HSE pays private firm €250k a year to fill €116k post
A PRIVATE management consultancy firm is being paid €250,000 a year by the Health Service Executive (HSE) to fill a senior health service post – more than twice the official rate for the job.
The HSE, which is enforcing more swingeing hospital cuts as it struggles with its biggest financial crisis yet, is making the massive €258,730 payment to the Starline Management Consulting Limited.
The agency is filling the post of assistant chief executive and chief operating officer in the mid-west, which carries a salary of €116,000.
The extent of the payment only came to light yesterday when HSE chief Tony O'Brien was challenged by Public Accounts Committee chairman John McGuinness and followed a grilling by TDs on the distress inflicted on medical card holders.
Mr O'Brien admitted that despite advertising the post twice it could find no applicants to take up the position.
The post involves overseeing the group of hospitals in the mid-west region, including Limerick regional hospital, which was at the centre of a damning report over the risk posed to patients in its overcrowded emergency department. Mr O'Brien said he could not say if one or more people from the agency received the €258,730 payments between March 2013 and April 2013.
Department of Health secretary general Ambrose McLoughlin agreed it "does seem a large amount" but said he had no role in approving the agency.

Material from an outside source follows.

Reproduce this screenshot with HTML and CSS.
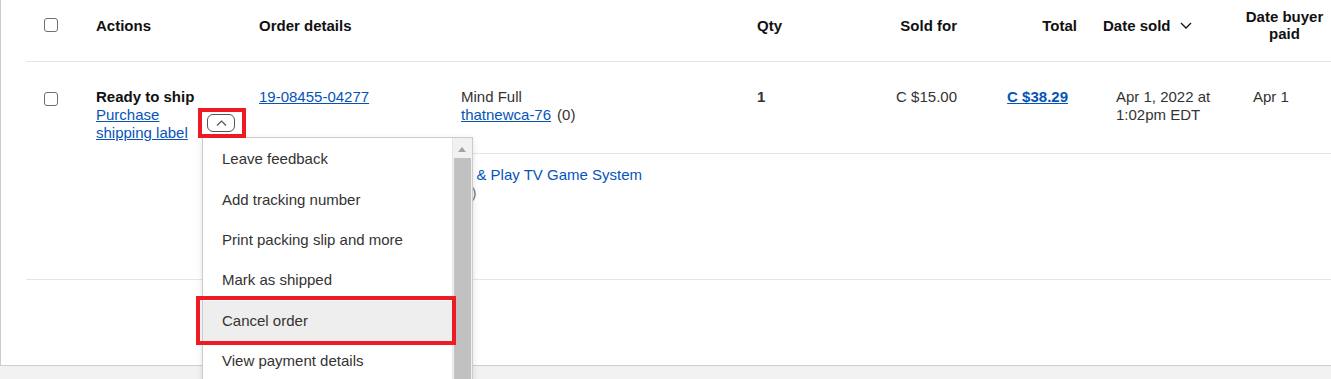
FILE: index.html
```html
<!DOCTYPE html>
<html lang="en">
<head>
  <meta charset="UTF-8">
  <meta name="viewport" content="width=device-width, initial-scale=1.0">
  <title>Orders</title>
  <link rel="stylesheet" href="styles.css">
</head>
<body>
  <div class="panel">
    <div class="orders">
      <div class="grid head">
        <div class="cell check"><input type="checkbox" aria-label="Select all"></div>
        <div class="cell">Actions</div>
        <div class="cell">Order details</div>
        <div class="cell"></div>
        <div class="cell">Qty</div>
        <div class="cell num">Sold for</div>
        <div class="cell num total-head">Total</div>
        <div class="cell sort">Date sold
          <svg width="12" height="7" viewBox="0 0 12 7"><path d="M1 1l5 5 5-5" fill="none" stroke="#111" stroke-width="1.3"/></svg>
        </div>
        <div class="cell paid-head">Date buyer<br>paid</div>
      </div>

      <div class="grid order">
        <div class="cell check row-top"><input type="checkbox" aria-label="Select order"></div>
        <div class="cell actions row-top">
          <strong>Ready to ship</strong>
          <div class="action-line">
            <a href="#" class="label-link">Purchase shipping label</a>
            <button type="button" class="toggle" aria-label="More actions">
              <svg width="11" height="6" viewBox="0 0 11 6"><path d="M1 5.5l4.5-4.5 4.5 4.5" fill="none" stroke="#555" stroke-width="1.2"/></svg>
            </button>
          </div>
        </div>
        <div class="cell row-top"><a href="#">19-08455-04277</a></div>
        <div class="cell row-top buyer">Mind Full<br><a href="#">thatnewca-76</a><span class="score">(0)</span></div>
        <div class="cell row-top qty">1</div>
        <div class="cell row-top num">C $15.00</div>
        <div class="cell row-top num total"><a href="#">C $38.29</a></div>
        <div class="cell row-top date">Apr 1, 2022 at<br>1:02pm EDT</div>
        <div class="cell row-top paid">Apr 1</div>

        <div class="item">
          <div class="thumb"></div>
          <div class="item-text">
            <a href="#">Retro Handheld Plug &amp; Play TV Game System</a>
            <div class="item-id">Item (134069458573)</div>
          </div>
        </div>
      </div>
    </div>

    <ul class="menu">
      <li>Leave feedback</li>
      <li>Add tracking number</li>
      <li>Print packing slip and more</li>
      <li>Mark as shipped</li>
      <li class="active">Cancel order</li>
      <li>View payment details</li>
    </ul>
    <div class="menu-scroll">
      <div class="scroll-up"></div>
      <div class="scroll-thumb"></div>
    </div>

    <div class="callout callout-toggle"></div>
    <div class="callout callout-cancel"></div>
  </div>
</body>
</html>
```

FILE: styles.css
```css
html, body {
    height: 379px;
    overflow: hidden;
}

body {
    margin: 0;
    font-family: "Liberation Sans", Arial, sans-serif;
    font-size: 15px;
    line-height: 18px;
    color: #333333;
    background-color: #f2f2f2;
}

a {
    color: #0654ba;
    text-decoration: underline;
}

.panel {
    position: relative;
    height: 365px;
    background-color: #ffffff;
    border-left: 1px solid #cccccc;
    border-bottom: 1px solid #cccccc;
}

.orders {
    margin-left: 25px;
}

.grid {
    display: grid;
    grid-template-columns: 70px 163px 202px 296px 60px 140px 120px 166px 83px 1fr;
}

.head {
    height: 50px;
    padding-bottom: 11px;
    border-bottom: 1px solid #e5e5e5;
    align-items: center;
    font-weight: bold;
    line-height: 17px;
    color: #111111;
}

.check {
    padding-left: 18px;
}

input[type="checkbox"] {
    appearance: none;
    display: block;
    width: 14px;
    height: 14px;
    margin: 0;
    border: 1px solid #707070;
    border-radius: 3px;
    background-color: #ffffff;
}

.num {
    text-align: right;
}

.sort {
    padding-left: 26px;
    display: flex;
    align-items: center;
}

.sort svg {
    margin-left: 9px;
}

.paid-head {
    text-align: center;
}

.order {
    grid-template-rows: 91px 126px;
    border-bottom: 1px solid #e5e5e5;
}

.row-top {
    grid-row: 1;
    padding-top: 26px;
}

.check.row-top {
    padding-top: 30px;
}

.actions {
    grid-row: 1 / 3;
}

.actions strong {
    display: block;
    color: #111111;
}

.action-line {
    display: flex;
    align-items: flex-start;
}

.label-link {
    width: 100px;
}

.toggle {
    width: 28px;
    height: 18px;
    margin: 8px 0 0 11px;
    padding: 0;
    display: flex;
    align-items: center;
    justify-content: center;
    border: 1px solid #555555;
    border-radius: 6px;
    background-color: #ffffff;
}

.score {
    margin-left: 6px;
}

.qty {
    font-weight: bold;
}

.total {
    padding-right: 9px;
    font-weight: bold;
}

.date {
    padding-left: 39px;
}

.paid {
    padding-left: 10px;
}

.item {
    grid-row: 2;
    grid-column: 3 / -1;
    border-top: 1px solid #e5e5e5;
    padding-top: 12px;
    display: flex;
    gap: 18px;
}

.thumb {
    width: 56px;
    height: 56px;
    background-color: #eeeeee;
}

.item-text a {
    text-decoration: none;
}

.item-id {
    color: #767676;
}

/* action dropdown */
.menu {
    position: absolute;
    left: 201px;
    top: 137px;
    width: 249px;
    height: 260px;
    margin: 0;
    padding: 1px 20px 0 0;
    list-style: none;
    background-color: #ffffff;
    border: 1px solid #cccccc;
    box-shadow: 0 2px 6px rgba(0, 0, 0, 0.12);
    overflow: hidden;
}

.menu li {
    height: 40.4px;
    display: flex;
    align-items: center;
    padding-left: 19px;
    color: #333333;
}

.menu li.active {
    background-color: #eeeeee;
}

.menu-scroll {
    position: absolute;
    left: 451px;
    top: 138px;
    width: 19px;
    height: 260px;
    background-color: #f1f1f1;
    border-left: 1px solid #e6e6e6;
}

.scroll-up {
    height: 20px;
    position: relative;
}

.scroll-up::after {
    content: "";
    position: absolute;
    left: 5px;
    top: 9px;
    border-left: 4px solid transparent;
    border-right: 4px solid transparent;
    border-bottom: 5px solid #a3a3a3;
}

.scroll-thumb {
    margin: 0 1px 0 1px;
    height: 240px;
    background-color: #c1c1c1;
}

/* red annotation boxes */
.callout {
    position: absolute;
    box-sizing: border-box;
    border: 4px solid #ed1c24;
}

.callout-toggle {
    left: 197px;
    top: 108px;
    width: 48px;
    height: 30px;
}

.callout-cancel {
    left: 195px;
    top: 296px;
    width: 260px;
    height: 49px;
}
```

The HSE chief defended the use of the agency, saying there was a need to strengthen the management team overseeing the hospital group and the job proved "impossible to fill" otherwise.
"This is not an isolated case," he told the committee.
The HSE was also having to pay other private agencies "in excess for the job" because it is the only way at the present time to fill them.
"It is not the most desirable approach but it was needed at a critical time for the hospital group when enormous improvements need to be made."
The HSE is faced with the option of leaving a critical post vacant, with adminsitrative and clinical risk or filling it with an agency, he added.
Mr McGuinness told Mr O'Brien his committee wants an investigation, with a "complete breakdown" of the sum involved.
The information should also include who approved it and whether it relates to one or more people in the agency as well as what happened when the job was advertised publicly.
Mr O Brien objected to Mr McGuinness's use of the word 'investigation'.
He said it was an authorised procurement of services and that there is "nothing mysterious" about it.
The meeting was also told that the HSE is outsourcing services connected with medical cards, including using the Dublin-based German firm Arvato Finance for data input at a cost of €2.6m.
It also uses a privately manned call centre to operate the medical card helpline at a cost of €2m a year.
Since the controversy over discretionary medical cards, the service has seen the number of weekly calls rise to 40,000, he added.